STATED TASK: Return the lines that follow, exactly as they appear, from the first through the one containing "const KIA = 'KIA GOC-241';"; no pictures are to be included.

DATASET SECTION:
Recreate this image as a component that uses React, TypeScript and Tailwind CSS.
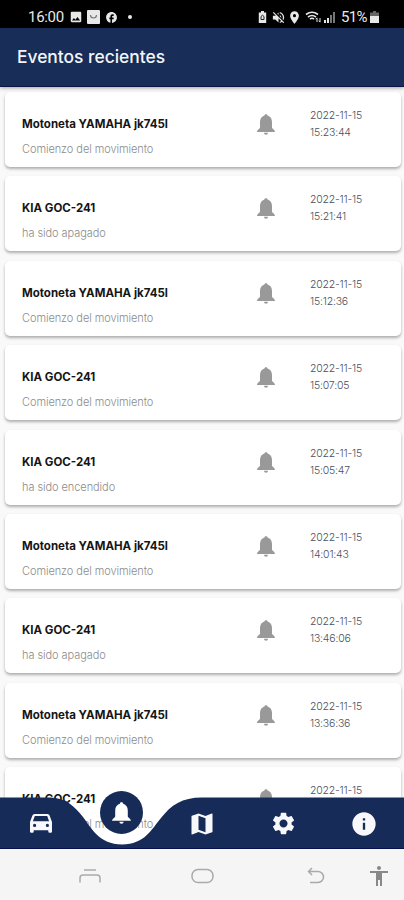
import React from 'react';
import {
  MdMap,
  MdSettings,
  MdInfo,
  MdVolumeOff,
  MdLocationOn,
  MdImage,
  MdFacebook,
  MdAccessibility,
} from 'react-icons/md';

interface VehicleEvent {
  id: number;
  vehicle: string;
  message: string;
  date: string;
  time: string;
}

const MOTONETA = 'Motoneta YAMAHA jk745l';
const KIA = 'KIA GOC-241';

const events: VehicleEvent[] = [
  { id: 1, vehicle: MOTONETA, message: 'Comienzo del movimiento', date: '2022-11-15', time: '15:23:44' },
  { id: 2, vehicle: KIA, message: 'ha sido apagado', date: '2022-11-15', time: '15:21:41' },
  { id: 3, vehicle: MOTONETA, message: 'Comienzo del movimiento', date: '2022-11-15', time: '15:12:36' },
  { id: 4, vehicle: KIA, message: 'Comienzo del movimiento', date: '2022-11-15', time: '15:07:05' },
  { id: 5, vehicle: KIA, message: 'ha sido encendido', date: '2022-11-15', time: '15:05:47' },
  { id: 6, vehicle: MOTONETA, message: 'Comienzo del movimiento', date: '2022-11-15', time: '14:01:43' },
  { id: 7, vehicle: KIA, message: 'ha sido apagado', date: '2022-11-15', time: '13:46:06' },
  { id: 8, vehicle: MOTONETA, message: 'Comienzo del movimiento', date: '2022-11-15', time: '13:36:36' },
  { id: 9, vehicle: KIA, message: 'Comienzo del movimiento', date: '2022-11-15', time: '13:32:10' },
];

const BellIcon: React.FC<{ className?: string }> = ({ className }) => (
  <svg className={className} viewBox="0 0 18 21" fill="currentColor">
    <path d="M9 .3c.9 0 1.400.5 1.600 1.300C13.400 2.500 15 4.800 15 8v5.500c0 1.200 3 2.200 3 4.500H0c0-2.300 3-3.300 3-4.500V8c0-3.200 1.600-5.500 4.400-6.400C7.600.8 8.100.3 9 .3Z" />
    <path d="M7 18.800h4c0 1.200-.8 1.900-2 1.900s-2-.7-2-1.900Z" />
  </svg>
);

const CarIcon: React.FC<{ className?: string }> = ({ className }) => (
  <svg className={className} viewBox="0 0 22 19" fill="currentColor">
    <path
      fillRule="evenodd"
      d="M4.500 0h13q1.600 0 2.100 1.500L22 8v9.500q0 1.300-1.200 1.300h-1.300q-1.200 0-1.200-1.300v-1.300H3.700v1.300q0 1.300-1.200 1.300H1.200Q0 18.800 0 17.500V8l2.400-6.500Q2.900 0 4.500 0ZM4.800 2 2.900 7.200h16.200L17.200 2ZM4.600 9.800a1.600 1.600 0 1 0 0 3.200 1.600 1.600 0 0 0 0-3.200Zm12.800 0a1.600 1.600 0 1 0 0 3.200 1.600 1.600 0 0 0 0-3.200Z"
    />
  </svg>
);

const StatusBar: React.FC = () => (
  <div className="flex h-[28px] shrink-0 items-center bg-black pl-[28px] pr-[25px] pt-[6px] text-[#e8e8e8]">
    <span className="w-[36px] whitespace-nowrap font-[Roboto] text-[15px] leading-none tracking-[-0.3px]">16:00</span>
    <MdImage className="ml-[5px] size-[14px]" />
    <svg className="ml-[4px] h-[14px] w-[13px]" viewBox="0 0 13 14">
      <rect width="13" height="14" rx="1" fill="#e8e8e8" />
      <path d="M3.5 5c0 4 6 4 6 0" fill="none" stroke="#777" strokeWidth="1.2" />
    </svg>
    <MdFacebook className="ml-[5px] size-[13px]" />
    <span className="ml-[10px] size-[4px] rounded-full bg-[#e8e8e8]" />
    <div className="ml-auto flex items-center">
      <svg className="h-[12px] w-[9px]" viewBox="0 0 9 12">
        <path d="M3 0h3v1.5h2.2v10.5H.8V1.5H3z" fill="#e8e8e8" />
        <path d="M3 8.5V5.5l1.5-1.3L6 5.5v3z" fill="none" stroke="#222" strokeWidth="1" />
      </svg>
      <MdVolumeOff className="ml-[4px] size-[15px]" />
      <MdLocationOn className="ml-px size-[15px]" />
      <svg className="ml-[3px] h-[12px] w-[17px]" viewBox="0 0 17 12" fill="none" stroke="#e8e8e8">
        <path d="M1 3.5Q7 -1 13 3.5M3 6q4-3 8 0M5 8q2-1.5 4 0" strokeWidth="1.6" />
        <path d="M12 11V7m-1.3 1.2L12 6.8M15 7v4m-1.3-1.3L15 11.2" strokeWidth="1" />
      </svg>
      <svg className="ml-[2px] h-[12px] w-[11px]" viewBox="0 0 11 12">
        <path d="M0 9h2v3H0zM3 7h2v5H3z" fill="#e8e8e8" />
        <path d="M6 4h2v8H6zM9 1h2v11H9z" fill="#777" />
      </svg>
      <span className="ml-[6px] w-[28px] whitespace-nowrap font-[Roboto] text-[15px] leading-none tracking-[-0.7px]">51%</span>
      <svg className="ml-px h-[12px] w-[9px]" viewBox="0 0 9 12">
        <path d="M3 0h3v1.5h3V5H0V1.5h3z" fill="#666" />
        <path d="M0 5h9v7H0z" fill="#e8e8e8" />
      </svg>
    </div>
  </div>
);

const EventCard: React.FC<{ event: VehicleEvent }> = ({ event }) => (
  <li className="flex h-[75px] shrink-0 rounded-[5px] bg-white pl-[17px] shadow-[0_2px_3px_rgba(0,0,0,0.3)] last:h-[90px]">
    <div className="w-[235px] whitespace-nowrap pt-[24px]">
      <h2 className="text-[11.5px] font-bold leading-[16px] text-[#151515]">{event.vehicle}</h2>
      <p className="mt-[9px] text-[11px] font-light leading-[16px] tracking-[-0.07px] text-[#8c8c8c]">{event.message}</p>
    </div>
    <BellIcon className="mt-[22px] h-[21px] w-[18px] text-[#999]" />
    <div className="ml-[35px] whitespace-nowrap pt-[15px] text-[10.5px] font-light leading-[17px] tracking-[-0.2px] text-[#4b5060]">
      <div>{event.date}</div>
      <div>{event.time}</div>
    </div>
  </li>
);

const TabBar: React.FC = () => (
  <nav className="absolute inset-x-0 bottom-0 h-[52px]">
    <svg className="absolute inset-0" width="404" height="52" viewBox="0 0 404 52">
      <path d="M0 .5H50C66 .5 75 10 83 20C92 32 99 47 122 47.5C145 47 151 33 161 21C171 8 182 .5 202 .5H404V52H0Z" fill="#162b57" />
      <path d="M0 51.5H404" stroke="#06104a" />
    </svg>
    <div className="absolute left-[100px] top-[-6px] flex size-[43px] items-center justify-center rounded-full bg-[#162b57] text-white">
      <BellIcon className="h-[22px] w-[19px]" />
    </div>
    <div className="relative grid h-full grid-cols-5 place-items-center pl-px pt-px text-[#f8f8fa]">
      <CarIcon className="h-[19px] w-[22px]" />
      <span />
      <MdMap className="size-[28px]" />
      <MdSettings className="size-[27px]" />
      <MdInfo className="size-[28px]" />
    </div>
  </nav>
);

const SystemBar: React.FC = () => (
  <div className="flex h-[51px] shrink-0 items-center bg-[#f5f5f5] pl-[79px] pr-[13px] pt-[3px] text-[#aaa]">
    <svg width="22" height="16" viewBox="0 0 22 16" fill="none" stroke="currentColor" strokeWidth="1.5">
      <path d="M5 2h12M1 14.5V10q0-3 3-3h14q3 0 3 3v4.5" />
    </svg>
    <svg className="ml-[90px]" width="23" height="16" viewBox="0 0 23 16" fill="none" stroke="currentColor" strokeWidth="1.5">
      <rect x="1" y="1.5" width="21" height="13" rx="6" />
    </svg>
    <svg className="ml-[93px]" width="18" height="18" viewBox="0 0 18 18" fill="none" stroke="currentColor" strokeWidth="1.5">
      <path d="M5 1 1.500 4.500 5 8M1.500 4.500H11a5.500 5.500 0 0 1 0 11H3" />
    </svg>
    <MdAccessibility className="ml-auto size-[24px] text-[#888]" />
  </div>
);

const App: React.FC = () => {
  return (
    <div className="flex h-[900px] w-[404px] flex-col overflow-hidden bg-[#f9f9f9] font-[Inter,sans-serif]">
      <StatusBar />
      <header className="z-10 flex h-[59px] shrink-0 items-center border-b border-[#0b1548] bg-[#182d57] pl-[17px] pt-px shadow-[0_1px_4px_rgba(0,0,0,0.35)]">
        <h1 className="text-[17.4px] font-medium text-[#f4f5f8]">Eventos recientes</h1>
      </header>
      <main className="relative h-[762px] shrink-0 overflow-hidden">
        <ul className="flex flex-col gap-[9.4px] pl-[5px] pr-[3px] pt-[5px]">
          {events.map(event => (
            <EventCard key={event.id} event={event} />
          ))}
        </ul>
        <TabBar />
      </main>
      <SystemBar />
    </div>
  );
};

export default App;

RIGHT ANSWER:
Recreate this image as a component that uses React, TypeScript and Tailwind CSS.
import React from 'react';
import {
  MdMap,
  MdSettings,
  MdInfo,
  MdVolumeOff,
  MdLocationOn,
  MdImage,
  MdFacebook,
  MdAccessibility,
} from 'react-icons/md';

interface VehicleEvent {
  id: number;
  vehicle: string;
  message: string;
  date: string;
  time: string;
}

const MOTONETA = 'Motoneta YAMAHA jk745l';
const KIA = 'KIA GOC-241';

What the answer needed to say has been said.